В Италии я часто слышу, что все имеют право на счастье, но сама эта идея кажется мне очень странной: я, конечно, за права человека, — но кто такое право может гарантировать? Мои итальянские друзья говорят, что во всём виновата католическая церковь (а кто же еще?): она, дескать, приучала нас испытывать чувство вины при малейшем проблеске счастья. Но может быть, всё дело опять в трудностях перевода? Может быть, они говорят о праве не быть несчастными?
В разные периоды жизни я без устали размышляла о том, что такое любовь, из чего складывается талант, как построить настоящую дружбу. Теперь, как самый нелепый из всех персонажей Стругацких, я собираю определения счастья. «Счастливей всех шуты, дураки, сущеглупые и нерадивые, ибо укоров совести они не знают, призраков и прочей нежити не страшатся, боязнью грядущих бедствий не терзаются, надеждой будущих благ не обольщаются».

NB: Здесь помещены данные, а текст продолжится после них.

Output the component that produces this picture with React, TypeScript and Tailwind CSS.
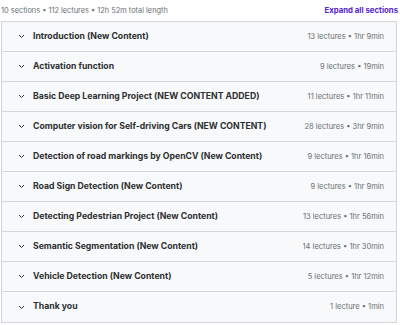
import React from 'react';

const sections = [
  { title: 'Introduction (New Content)', meta: '13 lectures • 1hr 9min' },
  { title: 'Activation function', meta: '9 lectures • 19min' },
  { title: 'Basic Deep Learning Project (NEW CONTENT ADDED)', meta: '11 lectures • 1hr 11min' },
  { title: 'Computer vision for Self-driving Cars (NEW CONTENT)', meta: '28 lectures • 3hr 9min' },
  { title: 'Detection of road markings by OpenCV (New Content)', meta: '9 lectures • 1hr 16min' },
  { title: 'Road Sign Detection (New Content)', meta: '9 lectures • 1hr 9min' },
  { title: 'Detecting Pedestrian Project (New Content)', meta: '13 lectures • 1hr 56min' },
  { title: 'Semantic Segmentation (New Content)', meta: '14 lectures • 1hr 30min' },
  { title: 'Vehicle Detection (New Content)', meta: '5 lectures • 1hr 12min' },
  { title: 'Thank you', meta: '1 lecture • 1min' },
];

const Chevron = () => (
  <svg width="7" height="5" viewBox="0 0 7 5" fill="none" className="shrink-0">
    <path d="M1 1l2.5 2.5L6 1" stroke="#2d2f31" strokeWidth="1" />
  </svg>
);

export default function App() {
  return (
    <div className="w-[400px] h-[325px] bg-white overflow-hidden font-['Inter',sans-serif] text-[#2d2f31]">
      <div className="flex items-center justify-between h-[21px] pl-[1px] pr-[2px]">
        <span className="text-[7.4px] text-[#6a6f73]">10 sections • 112 lectures • 12h 52m total length</span>
        <button className="text-[7.8px] font-bold text-[#5624d0]">Expand all sections</button>
      </div>
      <div className="mx-[1px] w-[396px] border border-[#d1d7dc]">
        {sections.map((s, i) => (
          <div
            key={i}
            className={`flex items-center h-[30px] bg-[#f7f9fa] pl-[16px] pr-[12px] ${i < sections.length - 1 ? 'border-b border-[#d1d7dc]' : ''}`}
          >
            <Chevron />
            <span className="ml-[8px] text-[8.7px] font-bold flex-1 truncate">{s.title}</span>
            <span className="text-[7.5px] text-[#6a6f73]">{s.meta}</span>
          </div>
        ))}
      </div>
    </div>
  );
}
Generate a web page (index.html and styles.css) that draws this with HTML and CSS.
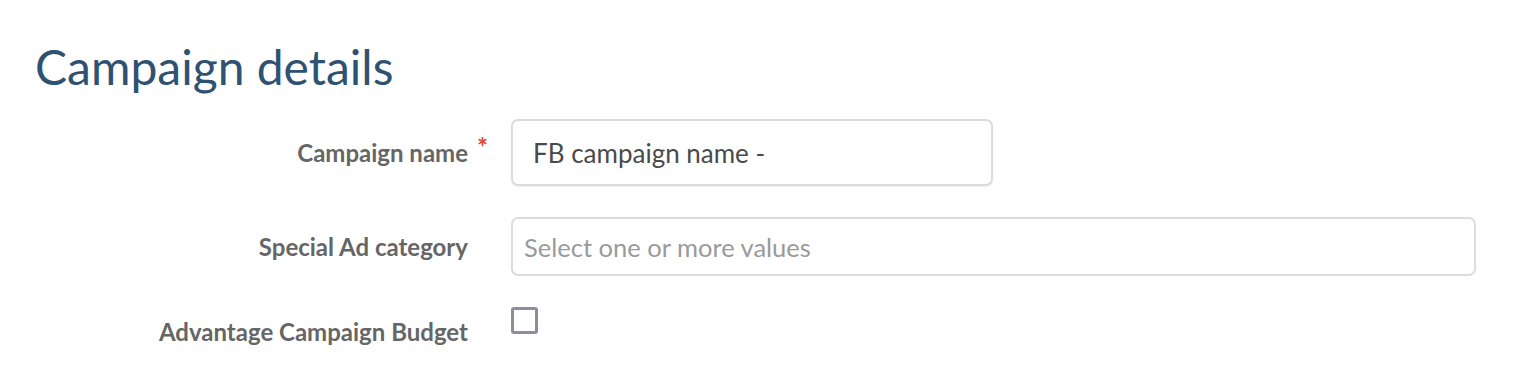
FILE: index.html
```html
<!DOCTYPE html>
<html>
<head>
<meta charset="utf-8">
<link rel="stylesheet" href="styles.css">
</head>
<body>
<div class="page">
  <h1 class="title">Campaign details</h1>
  <div class="form">
    <div class="label">Campaign name</div>
    <div class="marker"><span class="req">*</span></div>
    <div class="control"><div class="input input-name">FB campaign name -</div></div>

    <div class="label">Special Ad category</div>
    <div class="marker"></div>
    <div class="control"><div class="input input-select placeholder">Select one or more values</div></div>

    <div class="label label-low">Advantage Campaign Budget</div>
    <div class="marker"></div>
    <div class="control control-top"><span class="checkbox"></span></div>
  </div>
</div>
</body>
</html>
```
FILE: styles.css
```css
html, body {
  margin: 0;
  padding: 0;
  background: #ffffff;
}
.page {
  font-family: Lato, "Open Sans", sans-serif;
  padding: 38px 45px 0 35px;
}
.title {
  margin: 0;
  font-size: 48px;
  font-weight: 400;
  line-height: 58px;
  color: #2f5273;
}
.form {
  display: grid;
  grid-template-columns: 433px 43px 1fr;
  grid-template-rows: 67px 59px 59px;
  row-gap: 31px;
  margin-top: 23px;
}
.label {
  display: flex;
  align-items: center;
  justify-content: flex-end;
  font-size: 24px;
  font-weight: 700;
  color: #666666;
}
.label-low {
  align-items: flex-start;
  padding-top: 10px;
}
.marker {
  display: flex;
  align-items: center;
}
.req {
  color: #e0463c;
  font-size: 26px;
  font-weight: 700;
  margin-left: 9px;
  margin-top: -12px;
}
.control {
  display: flex;
  align-items: center;
}
.control-top {
  align-items: flex-start;
}
.input {
  box-sizing: border-box;
  height: 100%;
  border: 2px solid #dcdcdc;
  border-radius: 7px;
  display: flex;
  align-items: center;
  padding-left: 20px;
  font-size: 26px;
  color: #4a4a4a;
  background: #fff;
}
.input-name {
  width: 482px;
  box-shadow: 0 1px 2px rgba(0,0,0,0.06);
}
.input-select {
  width: 965px;
  padding-left: 11px;
  font-size: 25.5px;
}
.placeholder {
  color: #9a9a9a;
}
.checkbox {
  box-sizing: border-box;
  display: block;
  width: 27px;
  height: 27px;
  border: 3px solid #8f8d9b;
  border-radius: 3px;
  background: #fff;
}
```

Скромный Чехов, протирая свое пенсне, смотрит на нас своими близорукими глазами, мучительно надеясь, что счастье не испортит нас, не сделает слепыми и глухими, не станет обезболивающим наркотиком, не заставит спрятаться за высокими заборами (как он их ненавидел, заборы!) от настоящей жизни.
Толстой, который вовсе не был апологетом счастья, тем не менее подарил Пьеру лихорадку счастливого возбуждения в финале романа. Пьер верит в то, что взгляд, осиянный счастьем, высветит всё самое лучшее, научит нас любить людей не за что-то, а просто так, потому что наши сердца переполнены любовью. «Может быть, — думал он, — я и казался тогда странен и смешон; но я тогда не был так безумен, как казалось. Напротив, я был тогда умнее и проницательнее, чем когда-либо, и понимал всё, что стоит понимать в жизни, потому что… я был счастлив».
А Пушкин… ах, Пушкин! Ах, Александр Сергеевич, милый…
Когда-то в ранней юности мама мне пообещала, что со временем я обязательно научусь любить Пушкина.
— Это, конечно, невозможная банальность, — говорила она, — но, видишь ли, иногда именно в банальности и заключена правда. Пушкин — как бы это ни было затерто — и вправду наше солнце. В шестнадцать лет хочется луны, и звезд, и серенад, и «нечто, и туманну даль», но чем дольше живешь, тем больше понимаешь, что именно солнце греет и освещает.